Indeed, life is tough for many survivors, most of whom prefer to remain reticent about their feelings and condition. The situation is complex, especially for those who as child soldiers were perpetrators and victims at the same time. Many victims face rejection by their own communities and even by their closest relatives. Some scars, the ones on the heart and the soul, can be hidden. Others cannot: Abducted girls have come back to their villages with several children born from rapes. By now, some of the rape victims have been living with fistula for 10 years. In a remote village in Northern Uganda, after all the official words had been said and heard, women gathered around me to show some visible signs of past torture: mutilated limbs, missing earlobes.
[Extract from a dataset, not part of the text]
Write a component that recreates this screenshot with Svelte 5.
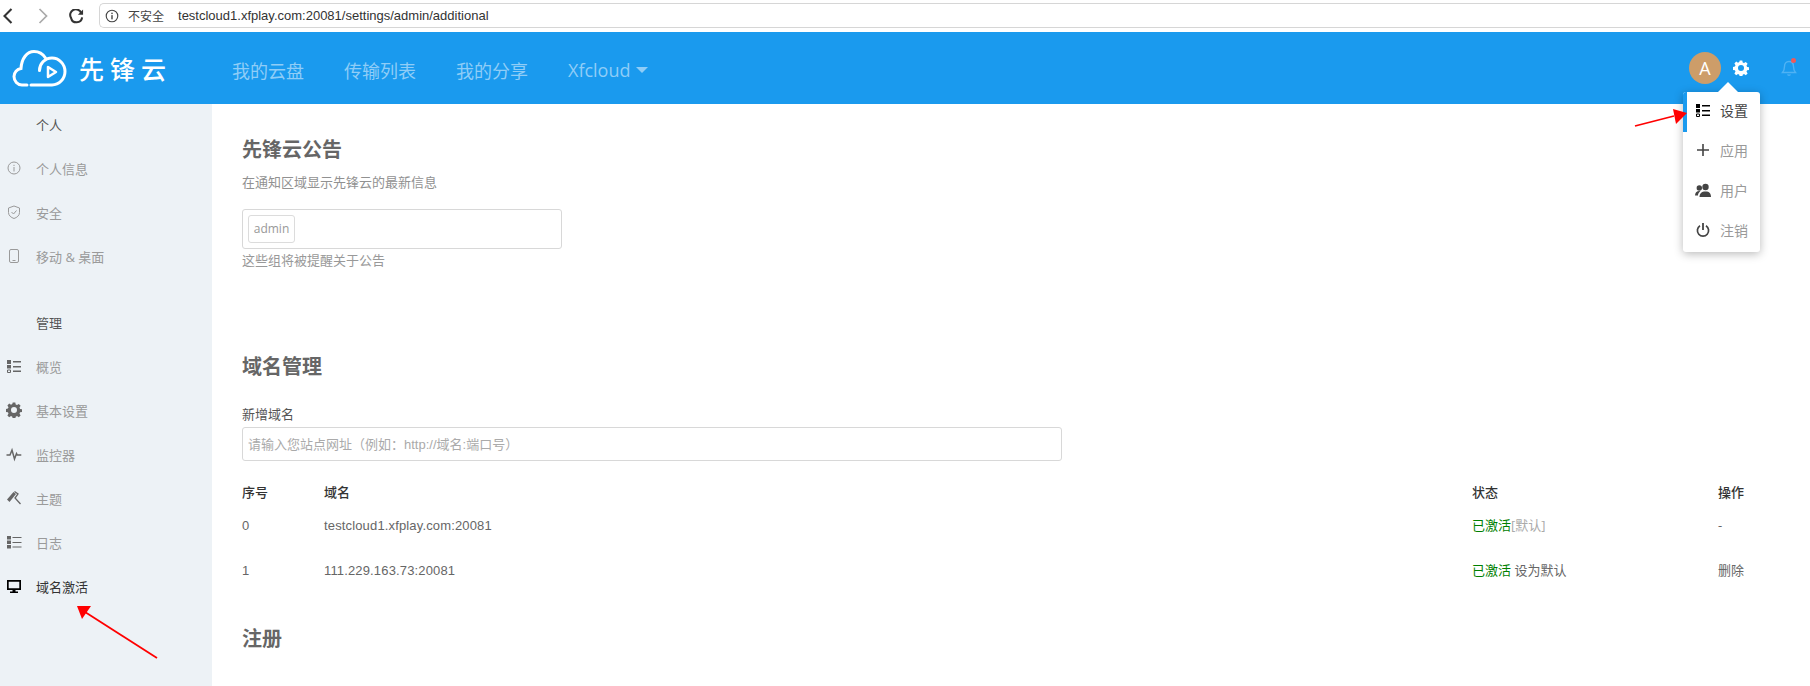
<script>
  const personal = [
    { label: '个人信息', icon: 'info' },
    { label: '安全', icon: 'shield' },
    { label: '移动 & 桌面', icon: 'phone' }
  ];
  const admin = [
    { label: '概览', icon: 'list' },
    { label: '基本设置', icon: 'gear' },
    { label: '监控器', icon: 'pulse' },
    { label: '主题', icon: 'brush' },
    { label: '日志', icon: 'logs' },
    { label: '域名激活', icon: 'monitor', active: true }
  ];
  const menu = [
    { label: '设置', icon: 'list', active: true },
    { label: '应用', icon: 'plus' },
    { label: '用户', icon: 'users' },
    { label: '注销', icon: 'power' }
  ];
</script>

{#snippet icon(name)}
  <svg class="ic" viewBox="0 0 16 16" width="16" height="16" aria-hidden="true">
    {#if name === 'info'}
      <circle cx="8" cy="8" r="6" fill="none" stroke="currentColor" stroke-width="1" />
      <rect x="7.5" y="7" width="1" height="4.5" fill="currentColor" />
      <rect x="7.5" y="4.8" width="1" height="1.2" fill="currentColor" />
    {:else if name === 'shield'}
      <path d="M8 2l5.5 2v4.5c0 3-2.5 5-5.5 6-3-1-5.5-3-5.5-6V4z" fill="none" stroke="currentColor" />
      <path d="M5.5 8l2 2 3-3.5" fill="none" stroke="currentColor" />
    {:else if name === 'phone'}
      <rect x="3.5" y="1.5" width="9" height="13" rx="1.5" fill="none" stroke="currentColor" />
      <rect x="6.5" y="12" width="3" height="1" fill="currentColor" />
    {:else if name === 'list'}
      <path d="M1 2h4v4H1zM1 7h4v3.5H1z" fill="currentColor" />
      <path d="M1.5 12h3v2.5h-3z" fill="none" stroke="currentColor" />
      <path d="M7 3h8v1.6H7zM7 8h8v1.6H7zM7 12.500h8v1.6H7z" fill="currentColor" />
    {:else if name === 'logs'}
      <path d="M1 2h4v3.500H1zM1 6.500h4v3.500H1zM1 11h4v3.500H1z" fill="currentColor" />
      <path d="M6.500 3h9v1H6.500zM6.500 8h9v1H6.500zM6.500 12.500h9v1H6.500z" fill="currentColor" />
    {:else if name === 'gear'}
      <path fill-rule="evenodd" fill="currentColor" d="M6.700.5h2.600l.4 2 1.300.6 1.800-1.100 1.800 1.800-1.100 1.800.6 1.300 2 .4v2.600l-2 .4-.6 1.300 1.100 1.800-1.800 1.800-1.800-1.100-1.300.6-.4 2H6.700l-.4-2-1.300-.6-1.800 1.100-1.800-1.800 1.100-1.800-.6-1.300-2-.4V6.900l2-.4.6-1.300L1.400 3.400l1.800-1.800L5 2.700l1.300-.6zM8 5a3 3 0 100 6 3 3 0 000-6z" />
    {:else if name === 'pulse'}
      <path d="M.5 9h3.500l2-5 2.500 9 2-5.500.8 1.500h4" fill="none" stroke="currentColor" stroke-width="1.500" />
    {:else if name === 'brush'}
      <path d="M1 9.500l6.500-7.500 2.500 2-6.500 8z" fill="currentColor" />
      <path d="M8.500 1.500l3.500 2.500-3 4 5.500 6" fill="none" stroke="currentColor" stroke-width="1.300" />
    {:else if name === 'monitor'}
      <path fill-rule="evenodd" fill="currentColor" d="M1 2h14v10H9.500v1.500H12V15H4v-1.500h2.500V12H1zM2.700 3.700v6.600h10.600V3.700z" />
    {:else if name === 'plus'}
      <path d="M7.200 2h1.600v5.200H14v1.600H8.800V14H7.200V8.800H2V7.200h5.200z" fill="currentColor" />
    {:else if name === 'users'}
      <circle cx="10.500" cy="5" r="3.200" fill="currentColor" />
      <circle cx="4.300" cy="6" r="2.700" fill="currentColor" />
      <path d="M4.500 15c0-3.500 2-5.500 6-5.500s5.500 2 5.500 5.500zM0 13.500c0-2.500 1.500-4.500 4.500-4.500l.8.300C3.800 10.500 3 12 3 13.500z" fill="currentColor" />
    {:else if name === 'power'}
      <path d="M5 3.800a5.600 5.600 0 106 0" fill="none" stroke="currentColor" stroke-width="1.700" />
      <rect x="7.100" y="1" width="1.800" height="7" fill="currentColor" />
    {/if}
  </svg>
{/snippet}

<div class="page">
  <div class="browser">
    <svg class="chev back" viewBox="0 0 16 20" width="14" height="18"><path d="M12 2L4 10l8 8" fill="none" stroke="#333" stroke-width="2.400" /></svg>
    <svg class="chev fwd" viewBox="0 0 16 20" width="14" height="18"><path d="M4 2l8 8-8 8" fill="none" stroke="#aaa" stroke-width="2" /></svg>
    <svg class="reload" viewBox="0 0 16 16" width="15" height="15"><path d="M13 4.500A6 6 0 102.200 9.500 6 6 0 0014 9" fill="none" stroke="#333" stroke-width="2.200" /><path d="M9.500 6H15V.5z" fill="#333" /></svg>
    <div class="urlbar">
      <svg viewBox="0 0 16 16" width="14" height="14"><circle cx="8" cy="8" r="6.600" fill="none" stroke="#444" stroke-width="1.300" /><rect x="7.200" y="7" width="1.600" height="4.800" fill="#444" /><rect x="7.200" y="4.200" width="1.600" height="1.600" fill="#444" /></svg>
      <span class="insecure">不安全</span>
      <span class="url">testcloud1.xfplay.com:20081/settings/admin/additional</span>
    </div>
  </div>

  <header class="top">
    <div class="logo">
      <svg viewBox="0 0 56 42" width="56" height="42" aria-hidden="true">
        <path d="M15 38H10C5.500 38 2 34 2 29.500c0-4 3-7.500 7-8 .5-10 6-17 13-17 5 0 9 2.500 11.500 6.500" fill="none" stroke="#fff" stroke-width="3" stroke-linecap="round" />
        <path d="M19 38h21c7 0 13-6 13-13.500S47 11 40 11c-7.500 0-12.500 6-12.500 12.500" fill="none" stroke="#fff" stroke-width="3" stroke-linecap="round" />
        <path d="M36 20v10l8-5z" fill="none" stroke="#fff" stroke-width="2.500" stroke-linejoin="round" />
      </svg>
      <span class="brand">先锋云</span>
    </div>
    <nav class="nav">
      <span>我的云盘</span>
      <span>传输列表</span>
      <span>我的分享</span>
      <span class="more">Xfcloud<i class="caret"></i></span>
    </nav>
    <div class="actions">
      <div class="avatar">A</div>
      <svg class="gear" viewBox="0 0 16 16" width="16" height="16"><path fill-rule="evenodd" fill="#fff" d="M6.700.5h2.600l.4 2 1.300.6 1.800-1.100 1.800 1.800-1.100 1.800.6 1.300 2 .4v2.600l-2 .4-.6 1.300 1.100 1.800-1.800 1.800-1.800-1.100-1.300.6-.4 2H6.700l-.4-2-1.300-.6-1.800 1.100-1.800-1.800 1.100-1.800-.6-1.300-2-.4V6.900l2-.4.6-1.300L1.400 3.400l1.800-1.800L5 2.700l1.300-.6zM8 5a3 3 0 100 6 3 3 0 000-6z" /></svg>
      <div class="bell">
        <svg viewBox="0 0 16 18" width="16" height="18"><path d="M8 2.500c-3 0-4.500 2.200-4.500 5 0 3-.8 4.500-2 6h13c-1.200-1.500-2-3-2-6 0-2.800-1.500-5-4.500-5zM6.500 15.500c.5 1 2.500 1 3 0" fill="none" stroke="#4fb2f4" stroke-width="1.400" /></svg>
        <span class="dot"></span>
      </div>
    </div>
    <div class="popover">
      <span class="notch"></span>
      {#each menu as m}
        <div class="mi" class:on={m.active}>
          {@render icon(m.icon)}
          <span>{m.label}</span>
        </div>
      {/each}
    </div>
  </header>

  <div class="body">
    <aside class="side">
      <div class="group">个人</div>
      {#each personal as it}
        <div class="item">{@render icon(it.icon)}<span>{it.label}</span></div>
      {/each}
      <div class="group second">管理</div>
      {#each admin as it}
        <div class="item" class:on={it.active}>{@render icon(it.icon)}<span>{it.label}</span></div>
      {/each}
    </aside>

    <main class="main">
      <section class="s1">
        <h2>先锋云公告</h2>
        <p class="desc">在通知区域显示先锋云的最新信息</p>
        <div class="tags"><span class="tag">admin</span></div>
        <p class="hint">这些组将被提醒关于公告</p>
      </section>

      <section class="s2">
        <h2>域名管理</h2>
        <label class="lab" for="dom">新增域名</label>
        <input id="dom" class="inp" placeholder="请输入您站点网址（例如：http://域名:端口号）" />
        <div class="row head">
          <span>序号</span><span>域名</span><span>状态</span><span>操作</span>
        </div>
        <div class="row">
          <span class="val">0</span><span class="val">testcloud1.xfplay.com:20081</span>
          <span><em>已激活</em><b>[默认]</b></span><span>-</span>
        </div>
        <div class="row">
          <span class="val">1</span><span class="val">111.229.163.73:20081</span>
          <span><em>已激活</em> 设为默认</span><span>删除</span>
        </div>
      </section>

      <section class="s3"><h2>注册</h2></section>
    </main>
  </div>

  <svg class="arrows" width="1810" height="686" viewBox="0 0 1810 686" aria-hidden="true">
    <path d="M1635 126L1674 116" stroke="#f00" stroke-width="1.800" />
    <path d="M1673 109l14 4-11 11z" fill="#f00" />
    <path d="M157 658L85 612" stroke="#f00" stroke-width="1.800" />
    <path d="M77 606h14l-9 13z" fill="#f00" />
  </svg>
</div>

<style>
  :global(body) {
    margin: 0;
    background: #fff;
  }
  .page {
    position: relative;
    width: 1810px;
    height: 686px;
    overflow: hidden;
    font-family: "Open Sans", "Noto Sans CJK SC", sans-serif;
    font-size: 13px;
    color: #666;
  }
  .browser {
    height: 32px;
    display: flex;
    align-items: center;
    box-sizing: border-box;
    background: #fff;
  }
  .chev { flex: none; }
  .back { margin-left: 1px; }
  .fwd { margin-left: 21px; }
  .reload { flex: none; margin-left: 19px; }
  .urlbar {
    flex: 1;
    height: 25px;
    box-sizing: border-box;
    margin: -1px 0 0 15px;
    border: 1px solid #d6d6d6;
    border-right: 0;
    border-radius: 5px 0 0 5px;
    display: flex;
    align-items: center;
    padding-left: 5px;
    color: #444;
  }
  .insecure { margin-left: 9px; font-size: 12px; }
  .url {
    margin-left: 14px;
    font-family: "Liberation Sans", sans-serif;
    font-size: 13px;
    color: #333;
  }

  .top {
    position: relative;
    height: 72px;
    background: #1a9aee;
    display: flex;
    align-items: center;
  }
  .logo {
    display: flex;
    align-items: center;
    width: 232px;
    padding-left: 12px;
    box-sizing: border-box;
  }
  .brand {
    margin-left: 11px;
    color: #fff;
    font-size: 25px;
    font-weight: 500;
    letter-spacing: 6px;
    white-space: nowrap;
  }
  .nav {
    display: flex;
    gap: 40px;
    padding-top: 3px;
    color: #8fcdf7;
    font-size: 18px;
  }
  .more { display: flex; align-items: center; }
  .caret {
    margin-left: 5px;
    border: 6px solid transparent;
    border-top: 6px solid #8fcdf7;
    border-bottom: 0;
  }
  .actions {
    margin-left: auto;
    display: flex;
    align-items: center;
    padding-right: 13px;
  }
  .avatar {
    width: 32px;
    height: 32px;
    border-radius: 50%;
    background: #cd9d69;
    color: #fff;
    font-size: 18px;
    text-align: center;
    line-height: 32px;
  }
  .gear { margin-left: 12px; }
  .bell { position: relative; margin-left: 32px; height: 18px; }
  .dot {
    position: absolute;
    right: 1px;
    top: -1px;
    width: 5px;
    height: 5px;
    border-radius: 50%;
    background: #ef5a5a;
  }
  .popover {
    position: absolute;
    left: 1683px;
    top: 60px;
    width: 77px;
    height: 160px;
    background: #fff;
    border-radius: 3px;
    box-shadow: 0 2px 10px rgba(0, 0, 0, 0.28);
    z-index: 3;
  }
  .notch {
    position: absolute;
    left: 35px;
    top: -10px;
    border: 10px solid transparent;
    border-top: 0;
    border-bottom: 10px solid #fff;
  }
  .mi {
    height: 40px;
    display: flex;
    align-items: center;
    padding: 0 0 4px 12px;
    color: #999;
    box-sizing: border-box;
    font-size: 14px;
  }
  .mi .ic { color: #444; margin-right: 9px; flex: none; }
  .mi.on { color: #444; border-left: 4px solid #1a9aee; padding-left: 8px; border-radius: 3px 0 0 0; }
  .mi.on .ic { color: #000; }

  .body { display: flex; height: 582px; }
  .side {
    width: 212px;
    flex: none;
    background: #edf2f6;
  }
  .group {
    height: 44px;
    line-height: 42px;
    padding-left: 36px;
    color: #555;
  }
  .group.second { margin-top: 22px; }
  .item {
    height: 44px;
    display: flex;
    align-items: center;
    box-sizing: border-box;
    padding-bottom: 4px;
    color: #9a9a9a;
  }
  .item .ic { margin: 0 14px 0 6px; color: #666; flex: none; }
  .item:nth-child(-n+4) .ic { color: #9a9a9a; }
  .item.on { color: #333; }
  .item.on .ic { color: #000; }

  .main { flex: 1; padding: 0 28px 0 30px; min-width: 0; }
  h2 {
    margin: 0;
    font-size: 20px;
    line-height: 28px;
    font-weight: 700;
    color: #666;
  }
  .s1 { padding-top: 32px; height: 228px; box-sizing: border-box; }
  .desc { margin: 8px 0 0; line-height: 20px; color: #919191; }
  .tags {
    width: 320px;
    height: 40px;
    box-sizing: border-box;
    margin-top: 17px;
    border: 1px solid #d8d8d8;
    border-radius: 3px;
    padding: 5px;
  }
  .tag {
    display: block;
    width: 47px;
    height: 28px;
    line-height: 26px;
    box-sizing: border-box;
    text-align: center;
    border: 1px solid #dcdcdc;
    border-radius: 3px;
    color: #999;
    font-size: 12px;
  }
  .hint { margin: 1px 0 0; line-height: 20px; color: #999; }

  .s2 { height: 293px; padding-top: 21px; box-sizing: border-box; }
  .lab { display: block; margin-top: 24px; line-height: 18px; color: #555; }
  .inp {
    display: block;
    width: 820px;
    height: 34px;
    box-sizing: border-box;
    margin-top: 4px;
    padding: 0 5px;
    border: 1px solid #d8d8d8;
    border-radius: 3px;
    font: inherit;
    font-family: "Liberation Sans", "Noto Sans CJK SC", sans-serif;
    outline: 0;
  }
  .inp::placeholder { color: #aaa; opacity: 1; }
  .row {
    display: grid;
    grid-template-columns: 82px 1148px 246px 1fr;
    height: 45px;
    align-items: center;
    color: #666;
    white-space: nowrap;
  }
  .val {
    padding-top: 2px;
    font-family: "Liberation Sans", sans-serif;
    letter-spacing: 0.15px;
  }
  .row.head { height: 22px; margin-top: 19px; color: #333; font-weight: 500; }
  .row em { font-style: normal; color: #008000; }
  .row b { font-weight: 400; color: #aaa; }

  .arrows { position: absolute; left: 0; top: 0; pointer-events: none; z-index: 5; }
</style>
I was told by women they felt they were subjected to crime and torture because they never received schooling in the first place, because they are poor, uneducated, and thereby worthless.
Former UN High Commissioner for Human Rights Mary Robinson has written in her memoirs, "I had nothing tangible to offer victims. ... They needed our action, not our tears; our practical downright, problem-solving help." With the establishment of the Trust Fund for Victims along with the ICC, we do have something to offer. Under the TFV's reparations and assistance mandates, the capacity to support victims exists. Reparative justice is of paramount importance to the victims of atrocious crimes. The Court, despite its first verdict, has yet to implement reparations -- to tie accountability to mending injuries. But in the interim, under its assistance mandate the TFV works with local grassroots organizations, victims' survivor groups, and many others, reaching into the surrounding communities. It helps them reclaim a sense of security, seek peaceful means of solving conflicts, and translates into improved economic conditions. The voluntary contributions to the Fund by States and by private individuals are indeed being put to a very good use.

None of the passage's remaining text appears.